With various new courses in the pipeline in places as diverse as Sydney’s south-western fringe, Brisbane, Hobart, Wollongong, in coastal South Australia and on Kangaroo Island (and perhaps even more for King Island), this exercise will only become more intriguing into the future.
5. New South Wales
Down 1 Place
Highest ranking: 2 (2006, ’08, ’10)
Ranked fifth in three of the past four lists, New South Wales has bounced between the two Barnbougle courses for several years but has retained that top-five position throughout. Once a potential challenger for the top spot, the course today consistently gathers scores that make it a comfortable leader in its state as judges continue to applaud the timeless charm of the grand ol’ dame.
4. Barnbougle Dunes
Up 1 Place
Highest ranking: 4 (2010, ’12, ’14, ’18)
Now ranked fourth in four of its seven rankings, there are some on the panel who regard it as a genuine top-two threat. Time will tell if that ever eventuates, but for now Barnbougle Dunes can revel in an array of strong scores across the board. Despite its northern Tasmanian location, the original Barnbougle layout was one of the most-played courses by judges this ranking period.
3. Cape Wickham
Highest ranking: 3 (2016, ’18)
Cape Wickham managed to rocket into third spot on debut two years ago despite a weak result for Conditioning, leaving the impression it had the potential to perhaps take over top spot.
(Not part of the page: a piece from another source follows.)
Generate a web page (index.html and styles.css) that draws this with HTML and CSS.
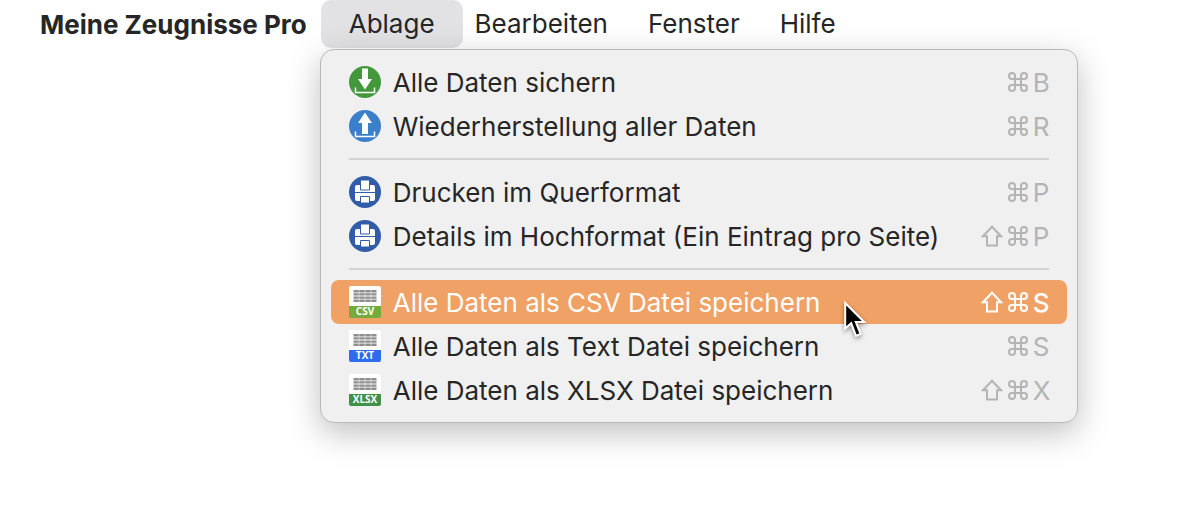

It didn’t happen this time, but an overall points gap of just 0.42 (out of 80) from the top-ranked course suggests the King Island gem has what it takes.
2. Kingston Heath
Highest ranking: 1 (2010)
A mere 0.03 points separates the top pair, yet neither changed positions for the fourth consecutive occasion. The one-time No.1 closed the gap this year by edging the top-ranked course in three of the seven scoring criteria, as the closeness of the outcome illustrates how many ardent Kingston Heath fans are on the panel. The upset of 2010 could repeat itself one day.
1. Royal Melbourne (West)
Highest ranking: 1 (1986, ’89, ’91, ’94, ’96, ’98, 2000, ’02, ’04, ’06, ’08, ’12, ’14, ’16, ’18)
Still the one. Royal Melbourne’s West course averaged 72.06 points out of 80 to keep its nose in front of its fellow Sandbelt denizen this time around. However, no lead is safe as Kingston Heath gains ground and the Tasmanian four narrow the gap. For now, at least, the queen of Australian golf keeps her throne.